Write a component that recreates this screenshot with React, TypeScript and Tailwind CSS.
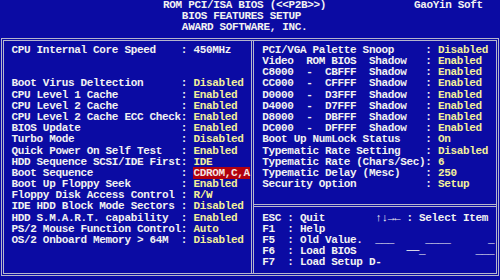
import React from "react"

type Item = [string, string] | null

const leftItems: Item[] = [
  ["CPU Internal Core Speed", "450MHz"],
  null,
  null,
  ["Boot Virus Deltection", "Disabled"],
  ["CPU Level 1 Cache", "Enabled"],
  ["CPU Level 2 Cache", "Enabled"],
  ["CPU Level 2 Cache ECC Check", "Enabled"],
  ["BIOS Update", "Enabled"],
  ["Turbo Mode", "Disabled"],
  ["Quick Power On Self Test", "Enabled"],
  ["HDD Sequence SCSI/IDE First", "IDE"],
  ["Boot Sequence", "CDROM,C,A"],
  ["Boot Up Floppy Seek", "Enabled"],
  ["Floppy Disk Access Control", "R/W"],
  ["IDE HDD Block Mode Sectors", "Disabled"],
  ["HDD S.M.A.R.T. capability", "Enabled"],
  ["PS/2 Mouse Function Control", "Auto"],
  ["OS/2 Onboard Memory > 64M", "Disabled"],
]

const rightItems: Item[] = [
  ["PCI/VGA Palette Snoop", "Disabled"],
  ["Video  ROM BIOS  Shadow", "Enabled"],
  ["C8000  -  CBFFF  Shadow", "Enabled"],
  ["CC000  -  CFFFF  Shadow", "Enabled"],
  ["D0000  -  D3FFF  Shadow", "Enabled"],
  ["D4000  -  D7FFF  Shadow", "Enabled"],
  ["D8000  -  DBFFF  Shadow", "Enabled"],
  ["DC000  -  DFFFF  Shadow", "Enabled"],
  ["Boot Up NumLock Status", "On"],
  ["Typematic Rate Setting", "Disabled"],
  ["Typematic Rate (Chars/Sec)", "6"],
  ["Typematic Delay (Mesc)", "250"],
  ["Security Option", "Setup"],
]

// help lines, including the leftover glyph junk seen on the capture
const helpLines = [
  "ESC : Quit        \u2191\u2193\u2192\u2190 : Select Item",
  "F1  : Help",
  "F5  : Old Value.  ___     ____      _",
  "F6  : Load BIOS        \u2500\u2500_        ___",
  "F7  : Load Setup D-",
]

const line = "h-[11.2px] leading-[11.2px] whitespace-pre"

function Row({ item, width, plain }: { item: Item; width: number; plain?: boolean }) {
  if (!item) return <div className={line}> </div>
  const [label, value] = item
  const hl = value === "CDROM,C,A"
  return (
    <div className={line}>
      {label.padEnd(width)}:{" "}
      {hl ? (
        <span className="bg-[#b2000e] text-[#f6e4e2]">{value}</span>
      ) : (
        <span className={plain ? "text-[#f2f2f2]" : "text-[#f3f09a]"}>{value}</span>
      )}
    </div>
  )
}

export default function App() {
  return (
    <div
      className="w-[500px] h-[280px] overflow-hidden bg-[#0b0ba3] text-[#f2f2f2] text-[11px] tracking-[-0.33px] font-bold"
      style={{ fontFamily: '"Liberation Mono", "DejaVu Sans Mono", monospace' }}
    >
      {/* Header */}
      <div className={line}>{" ".repeat(26) + "ROM PCI/ISA BIOS (<<P2B>>)" + " ".repeat(14) + "GaoYin Soft"}</div>
      <div className={line}>{" ".repeat(29) + "BIOS FEATURES SETUP"}</div>
      <div className={line}>{" ".repeat(29) + "AWARD SOFTWARE, INC."}</div>

      {/* Main box */}
      <div className="mt-[4px] ml-[0.5px] w-[498.5px] h-[238px] border-[3px] border-double border-[#b6b6cc] flex">
        <div className="w-[247.9px] pl-[8px] pt-[4.3px]">
          {leftItems.map((it, i) => (
            <Row key={i} item={it} width={27} plain={i === 0} />
          ))}
        </div>
        <div className="flex-1 flex flex-col border-l-[3px] border-double border-[#b6b6cc]">
          <div className="h-[166px] pl-[7.9px] pt-[4.3px] border-b-[3px] border-double border-[#b6b6cc]">
            {rightItems.map((it, i) => (
              <Row key={i} item={it} width={26} />
            ))}
          </div>
          <div className="pl-[7.9px] pt-[6px]">
            {helpLines.map((t, i) => (
              <div key={i} className={line}>
                {t}
              </div>
            ))}
          </div>
        </div>
      </div>
    </div>
  )
}
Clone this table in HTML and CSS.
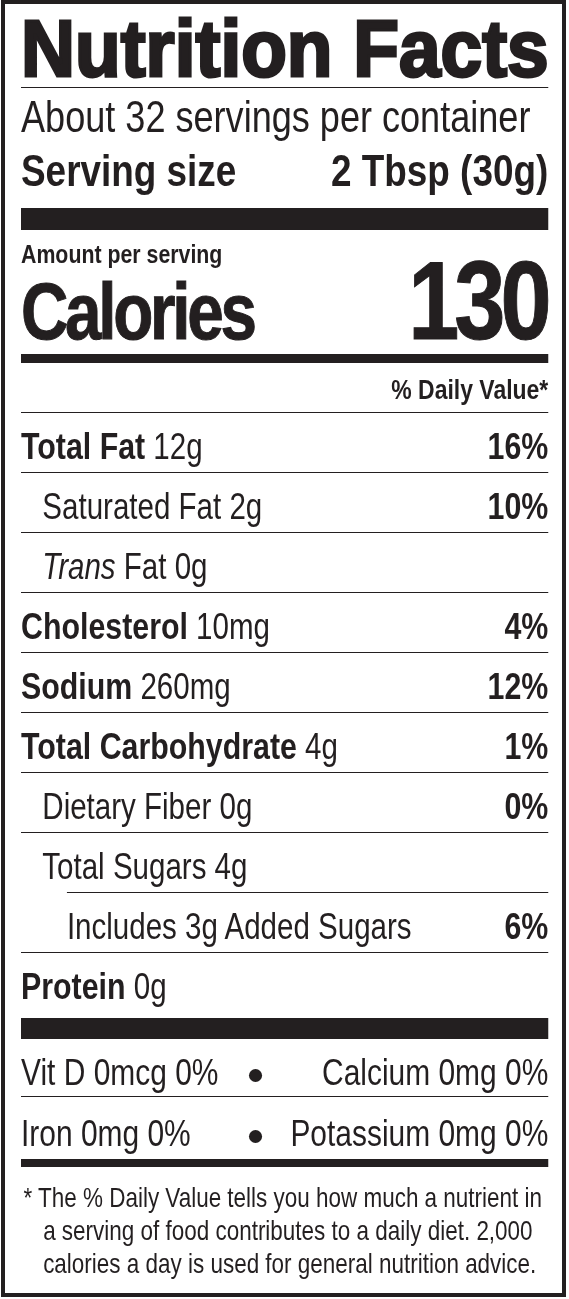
FILE: index.html
```html
<!DOCTYPE html>
<html lang="en">
<head>
    <meta charset="UTF-8">
    <meta name="viewport" content="width=device-width, initial-scale=1.0">
    <title>Nutrition Facts</title>
    <link rel="stylesheet" href="styles.css">
</head>
<body>
    <div class="label">
        <!-- внутренний слой сжат по ширине, как узкий шрифт этикетки -->
        <div class="label-inner">
            <h1 class="title">Nutrition Facts</h1>
            <div class="servings">About 32 servings per container</div>
            <div class="serving-size">
                <span>Serving size</span>
                <span>2 Tbsp (30g)</span>
            </div>

            <div class="bar-thick"></div>

            <!-- Калории -->
            <div class="calories">
                <div>
                    <div class="amount">Amount per serving</div>
                    <div class="cal-label">Calories</div>
                </div>
                <div class="cal-value">130</div>
            </div>

            <div class="bar-medium"></div>

            <div class="dv-head">% Daily Value*</div>

            <div class="row"><span><b>Total Fat</b> 12g</span><b>16%</b></div>
            <div class="row sub"><span>Saturated Fat 2g</span><b>10%</b></div>
            <div class="row sub"><span><i>Trans</i> Fat 0g</span></div>
            <div class="row"><span><b>Cholesterol</b> 10mg</span><b>4%</b></div>
            <div class="row"><span><b>Sodium</b> 260mg</span><b>12%</b></div>
            <div class="row"><span><b>Total Carbohydrate</b> 4g</span><b>1%</b></div>
            <div class="row sub"><span>Dietary Fiber 0g</span><b>0%</b></div>
            <div class="row sub"><span>Total Sugars 4g</span></div>
            <div class="row added"><span>Includes 3g Added Sugars</span><b>6%</b></div>
            <div class="row protein"><span><b>Protein</b> 0g</span></div>

            <div class="bar-thick bar-lower"></div>

            <!-- Витамины и минералы -->
            <div class="mineral first">
                <span>Vit D 0mcg 0%</span>
                <span class="dot"></span>
                <span class="right">Calcium 0mg 0%</span>
            </div>
            <div class="mineral second">
                <span>Iron 0mg 0%</span>
                <span class="dot"></span>
                <span class="right">Potassium 0mg 0%</span>
            </div>

            <div class="bar-medium bar-bottom"></div>

            <p class="footnote">* The % Daily Value tells you how much a nutrient in<br>a serving of food contributes to a daily diet. 2,000<br>calories a day is used for general nutrition advice.</p>
        </div>
    </div>
</body>
</html>
```

FILE: styles.css
```css
/* Основные стили */
:root {
    --ink: #231f20;
}

body {
    margin: 0;
    background: white;
    color: var(--ink);
    font-family: "Liberation Sans", Arial, sans-serif;
}

.label {
    width: 527px;
    margin: 0 0 0 1px;
    padding: 0 14px 0 16px;
    border: 4px solid var(--ink);
    overflow: hidden;
}

/* все горизонтальные размеры ниже заданы до сжатия (x 0.82) */
.label-inner {
    width: 643px;
    transform: scaleX(0.82);
    transform-origin: 0 0;
}

/* Заголовок */
.title {
    margin: 0;
    padding-top: 6px;
    font-size: 80px;
    line-height: 77px;
    font-weight: bold;
    white-space: nowrap;
    transform: scaleX(1.14);
    transform-origin: left;
    -webkit-text-stroke: 3px var(--ink);
}

.servings {
    border-top: 1px solid var(--ink);
    font-size: 44px;
    line-height: 57px;
    white-space: nowrap;
}

.serving-size {
    display: flex;
    justify-content: space-between;
    font-size: 45px;
    line-height: 52px;
    font-weight: bold;
}

.bar-thick {
    height: 22px;
    margin-top: 11px;
    background: var(--ink);
}

/* Калории */
.calories {
    display: flex;
    justify-content: space-between;
    font-weight: bold;
}

.amount {
    padding-top: 9px;
    font-size: 26px;
    line-height: 30px;
}

.cal-label {
    font-size: 80px;
    line-height: 85px;
    letter-spacing: -4px;
    -webkit-text-stroke: 1px var(--ink);
}

.cal-value {
    align-self: flex-end;
    font-size: 112px;
    line-height: 106px;
    letter-spacing: -6px;
    margin-right: 2px;
    -webkit-text-stroke: 1px var(--ink);
}

.bar-medium {
    height: 9px;
    background: var(--ink);
}

.dv-head {
    padding: 12px 0 7px;
    text-align: right;
    font-size: 28px;
    line-height: 30px;
    font-weight: bold;
}

/* Строки нутриентов */
.row {
    display: flex;
    justify-content: space-between;
    box-sizing: border-box;
    height: 60px;
    padding-top: 14px;
    border-top: 1px solid var(--ink);
    font-size: 36px;
    line-height: 40px;
    white-space: nowrap;
}

.row b {
    font-size: 37px;
}

.row.sub span:first-child {
    padding-left: 26px;
}

.row.added {
    margin-left: 56px;
}

.row.protein {
    height: 66px;
}

.bar-lower {
    height: 21px;
    margin-top: 0;
}

.mineral {
    display: grid;
    grid-template-columns: 278px 16px 1fr;
    align-items: center;
    box-sizing: border-box;
    font-size: 36.5px;
    line-height: 40px;
    white-space: nowrap;
}

.mineral.first {
    height: 58px;
    padding-top: 11px;
    border-bottom: 1px solid var(--ink);
}

.mineral.second {
    height: 62px;
    padding-top: 12px;
}

.mineral .right {
    justify-self: end;
}

.dot {
    width: 16px;
    height: 13px;
    margin-top: 4px;
    border-radius: 50%;
    background: var(--ink);
}

.bar-bottom {
    height: 8px;
}

.footnote {
    margin: 0;
    padding: 14px 0 13px 27px;
    text-indent: -24px;
    font-size: 27.4px;
    line-height: 33px;
    white-space: nowrap;
}
```
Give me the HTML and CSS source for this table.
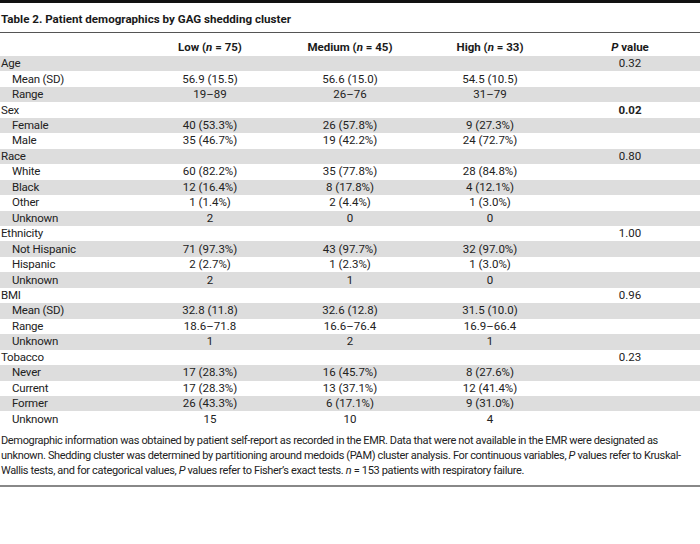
FILE: index.html
```html
<!DOCTYPE html>
<html lang="en">
<head>
<meta charset="utf-8">
<title>Table 2</title>
<link rel="stylesheet" href="styles.css">
</head>
<body>
<div class="page">
  <div class="top-bar"></div>
  <h1 class="title">Table 2. Patient demographics by GAG shedding cluster</h1>
  <table class="data">
    <colgroup>
      <col class="c-label"><col class="c-num"><col class="c-num"><col class="c-num"><col class="c-num">
    </colgroup>
    <thead>
      <tr>
        <th class="lbl"></th>
        <th>Low (<i>n</i> = 75)</th>
        <th>Medium (<i>n</i> = 45)</th>
        <th>High (<i>n</i> = 33)</th>
        <th><i>P</i> value</th>
      </tr>
    </thead>
    <tbody>
      <tr class="g"><td class="lbl">Age</td><td></td><td></td><td></td><td class="p">0.32</td></tr>
      <tr><td class="lbl sub">Mean (SD)</td><td>56.9 (15.5)</td><td>56.6 (15.0)</td><td>54.5 (10.5)</td><td class="p"></td></tr>
      <tr class="g"><td class="lbl sub">Range</td><td>19–89</td><td>26–76</td><td>31–79</td><td class="p"></td></tr>
      <tr><td class="lbl">Sex</td><td></td><td></td><td></td><td class="p"><b>0.02</b></td></tr>
      <tr class="g"><td class="lbl sub">Female</td><td>40 (53.3%)</td><td>26 (57.8%)</td><td>9 (27.3%)</td><td class="p"></td></tr>
      <tr><td class="lbl sub">Male</td><td>35 (46.7%)</td><td>19 (42.2%)</td><td>24 (72.7%)</td><td class="p"></td></tr>
      <tr class="g"><td class="lbl">Race</td><td></td><td></td><td></td><td class="p">0.80</td></tr>
      <tr><td class="lbl sub">White</td><td>60 (82.2%)</td><td>35 (77.8%)</td><td>28 (84.8%)</td><td class="p"></td></tr>
      <tr class="g"><td class="lbl sub">Black</td><td>12 (16.4%)</td><td>8 (17.8%)</td><td>4 (12.1%)</td><td class="p"></td></tr>
      <tr><td class="lbl sub">Other</td><td>1 (1.4%)</td><td>2 (4.4%)</td><td>1 (3.0%)</td><td class="p"></td></tr>
      <tr class="g"><td class="lbl sub">Unknown</td><td>2</td><td>0</td><td>0</td><td class="p"></td></tr>
      <tr><td class="lbl">Ethnicity</td><td></td><td></td><td></td><td class="p">1.00</td></tr>
      <tr class="g"><td class="lbl sub">Not Hispanic</td><td>71 (97.3%)</td><td>43 (97.7%)</td><td>32 (97.0%)</td><td class="p"></td></tr>
      <tr><td class="lbl sub">Hispanic</td><td>2 (2.7%)</td><td>1 (2.3%)</td><td>1 (3.0%)</td><td class="p"></td></tr>
      <tr class="g"><td class="lbl sub">Unknown</td><td>2</td><td>1</td><td>0</td><td class="p"></td></tr>
      <tr><td class="lbl">BMI</td><td></td><td></td><td></td><td class="p">0.96</td></tr>
      <tr class="g"><td class="lbl sub">Mean (SD)</td><td>32.8 (11.8)</td><td>32.6 (12.8)</td><td>31.5 (10.0)</td><td class="p"></td></tr>
      <tr><td class="lbl sub">Range</td><td>18.6–71.8</td><td>16.6–76.4</td><td>16.9–66.4</td><td class="p"></td></tr>
      <tr class="g"><td class="lbl sub">Unknown</td><td>1</td><td>2</td><td>1</td><td class="p"></td></tr>
      <tr><td class="lbl">Tobacco</td><td></td><td></td><td></td><td class="p">0.23</td></tr>
      <tr class="g"><td class="lbl sub">Never</td><td>17 (28.3%)</td><td>16 (45.7%)</td><td>8 (27.6%)</td><td class="p"></td></tr>
      <tr><td class="lbl sub">Current</td><td>17 (28.3%)</td><td>13 (37.1%)</td><td>12 (41.4%)</td><td class="p"></td></tr>
      <tr class="g"><td class="lbl sub">Former</td><td>26 (43.3%)</td><td>6 (17.1%)</td><td>9 (31.0%)</td><td class="p"></td></tr>
      <tr><td class="lbl sub">Unknown</td><td>15</td><td>10</td><td>4</td><td class="p"></td></tr>
    </tbody>
  </table>
  <p class="note">Demographic information was obtained by patient self-report as recorded in the EMR. Data that were not available in the EMR were designated as<br>unknown. Shedding cluster was determined by partitioning around medoids (PAM) cluster analysis. For continuous variables, <i>P</i> values refer to Kruskal-<br>Wallis tests, and for categorical values, <i>P</i> values refer to Fisher’s exact tests. <i>n</i> = 153 patients with respiratory failure.</p>
</div>
</body>
</html>
```

FILE: styles.css
```css
* { box-sizing: border-box; }
html, body { margin: 0; padding: 0; background: #ffffff; }
body {
  font-family: Roboto, "Liberation Sans", sans-serif;
  color: #222222;
  font-size: 11.5px;
}
.page { width: 700px; }
.top-bar { height: 3px; background: #111111; }
.title {
  margin: 0;
  padding: 7.5px 0 5px 1px;
  font-size: 11.6px;
  line-height: 16px;
  font-weight: 700;
  color: #1a1a1a;
  border-bottom: 1.5px solid #555555;
}
.data {
  width: 700px;
  border-collapse: collapse;
  table-layout: fixed;
}
.c-label, .c-num { width: 140px; }
.data th {
  padding: 7px 0 1.5px;
  line-height: 15px;
  font-weight: 700;
  text-align: center;
  color: #1a1a1a;
}
.data td {
  padding: 0;
  height: 15.46px;
  line-height: 15px;
  text-align: center;
  white-space: nowrap;
}
.data .lbl { text-align: left; padding-left: 1px; letter-spacing: -0.2px; }
.data .sub { padding-left: 12px; }
.data .g td { background: #dddddd; }
.data td.p { text-align: center; }
.note {
  margin: 0;
  padding: 6.5px 0 7px 1px;
  font-size: 11px;
  letter-spacing: -0.35px;
  line-height: 15px;
  white-space: nowrap;
  border-bottom: 2px solid #888888;
}
```
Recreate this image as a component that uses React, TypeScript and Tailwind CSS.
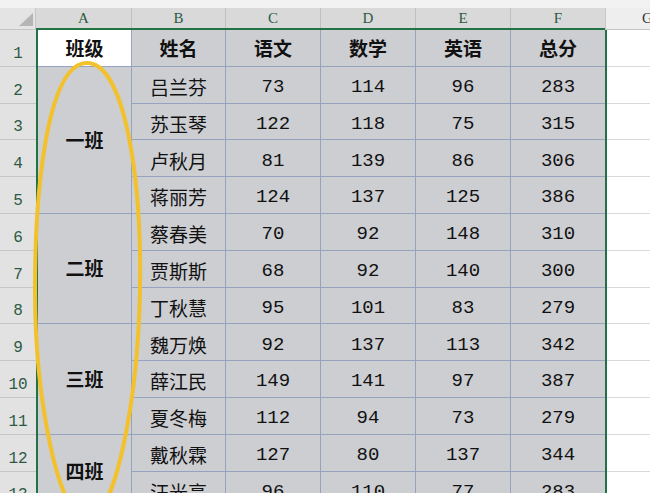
import React from "react";

const rows: [string, string, string, string, string][] = [
  ["吕兰芬", "73", "114", "96", "283"],
  ["苏玉琴", "122", "118", "75", "315"],
  ["卢秋月", "81", "139", "86", "306"],
  ["蒋丽芳", "124", "137", "125", "386"],
  ["蔡春美", "70", "92", "148", "310"],
  ["贾斯斯", "68", "92", "140", "300"],
  ["丁秋慧", "95", "101", "83", "279"],
  ["魏万焕", "92", "137", "113", "342"],
  ["薛江民", "149", "141", "97", "387"],
  ["夏冬梅", "112", "94", "73", "279"],
  ["戴秋霖", "127", "80", "137", "344"],
  ["汪光亮", "96", "110", "77", "283"],
];

const classes: Record<number, [string, string]> = {
  0: ["一班", "row-span-4"],
  4: ["二班", "row-span-3"],
  7: ["三班", "row-span-3"],
  10: ["四班", "row-span-2"],
};

const cjk = { fontFamily: '"Noto Sans CJK SC", "Noto Sans", sans-serif' };
const mono = { fontFamily: '"Liberation Mono", "DejaVu Sans Mono", monospace' };

const cellBase = "flex items-center justify-center border-b border-[#95a3c0] text-[#111]";

export default function App() {
  const heads = ["姓名", "语文", "数学", "英语", "总分"];
  const letters = [
    ["A", "w-[96px]"],
    ["B", "w-[94px]"],
    ["C", "w-[95px]"],
    ["D", "w-[95px]"],
    ["E", "w-[95px]"],
    ["F", "w-[94px]"],
  ];
  const cells: React.ReactNode[] = [];
  cells.push(
    <div key="a1" className={`${cellBase} border-r bg-white text-[19px] font-bold`} style={cjk}>
      班级
    </div>
  );
  heads.forEach((h, i) =>
    cells.push(
      <div
        key={"h" + i}
        className={`${cellBase} ${i < 4 ? "border-r" : ""} text-[19px] font-bold`}
        style={cjk}
      >
        {h}
      </div>
    )
  );
  rows.forEach((r, ri) => {
    const c = classes[ri];
    if (c) {
      cells.push(
        <div
          key={"c" + ri}
          className={`${cellBase} ${c[1]} border-r text-[19px] font-bold`}
          style={cjk}
        >
          {c[0]}
        </div>
      );
    }
    r.forEach((v, ci) =>
      cells.push(
        <div
          key={ri + "-" + ci}
          className={`${cellBase} ${ci < 4 ? "border-r" : ""} pt-[5px] text-[19px]`}
          style={ci === 0 ? cjk : mono}
        >
          {v}
        </div>
      )
    );
  });

  return (
    <div className="relative h-[493px] w-[650px] overflow-hidden bg-white">
      <div className="h-[8px] bg-[#f2f2f2]" />
      {/* column header */}
      <div className="flex h-[22px]">
        <div className="relative w-[36px] shrink-0 border-b border-r border-[#c6c6c6] bg-[#e4e4e4]">
          <svg className="absolute left-[19px] top-[5px]" width="14" height="13" viewBox="0 0 14 13">
            <polygon points="14,0 14,13 0,13" fill="#b5b5b5" />
          </svg>
        </div>
        <div className="flex shrink-0 border-b-2 border-[#217346] bg-[#d9d9d9]">
          {letters.map(([l, w], i) => (
            <div
              key={l}
              className={`${w} flex shrink-0 items-center justify-center ${i < 5 ? "border-r border-[#c0c0c0]" : ""} text-[15px] text-[#2e5a44]`}
              style={{ fontFamily: '"Liberation Serif", serif' }}
            >
              {l}
            </div>
          ))}
        </div>
        <div
          className="flex min-w-0 flex-1 items-center overflow-hidden border-b border-l border-[#c6c6c6] bg-[#eeeeee] pl-[36px] text-[15px] text-[#333]"
          style={{ fontFamily: '"Liberation Serif", serif' }}
        >
          G
        </div>
      </div>
      {/* body */}
      <div className="flex">
        <div className="w-[36px] shrink-0 bg-[#e2e2e2]">
          {Array.from({ length: 13 }).map((_, i) => (
            <div
              key={i}
              className="flex h-[36.8px] items-end justify-center border-b border-[#c6c6c6] pb-[3px] text-[16px] leading-[18px] text-[#2e5a44]"
              style={mono}
            >
              {i + 1}
            </div>
          ))}
        </div>
        <div className="shrink-0 border-x-2 border-[#217346] bg-[#cdced2]">
          <div className="grid grid-cols-[94px_94px_95px_95px_95px_94px] grid-rows-[repeat(13,36.8px)]">
            {cells}
          </div>
        </div>
        <div className="min-w-0 flex-1">
          {Array.from({ length: 13 }).map((_, i) => (
            <div key={i} className="h-[36.8px] border-b border-[#d9d9d9]" />
          ))}
        </div>
      </div>
      <svg className="pointer-events-none absolute left-0 top-0" width="650" height="493" viewBox="0 0 650 493">
        <path
          d="M 87 63 C 125 63, 142 180, 140 290 C 138 400, 115 520, 87 520 C 59 520, 35 400, 35 290 C 35 180, 49 63, 87 63 Z"
          fill="none"
          stroke="#f2c12b"
          strokeWidth="4"
        />
      </svg>
    </div>
  );
}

**THE REQUEST:** Look at the listing and set down only the lines from its start through the line with "type Item = [string, string] | null", word for word and without pictures.

**SOLUTION FOR THIS PROBLEM:**
Write a component that recreates this screenshot with React, TypeScript and Tailwind CSS.
import React from "react"

type Item = [string, string] | null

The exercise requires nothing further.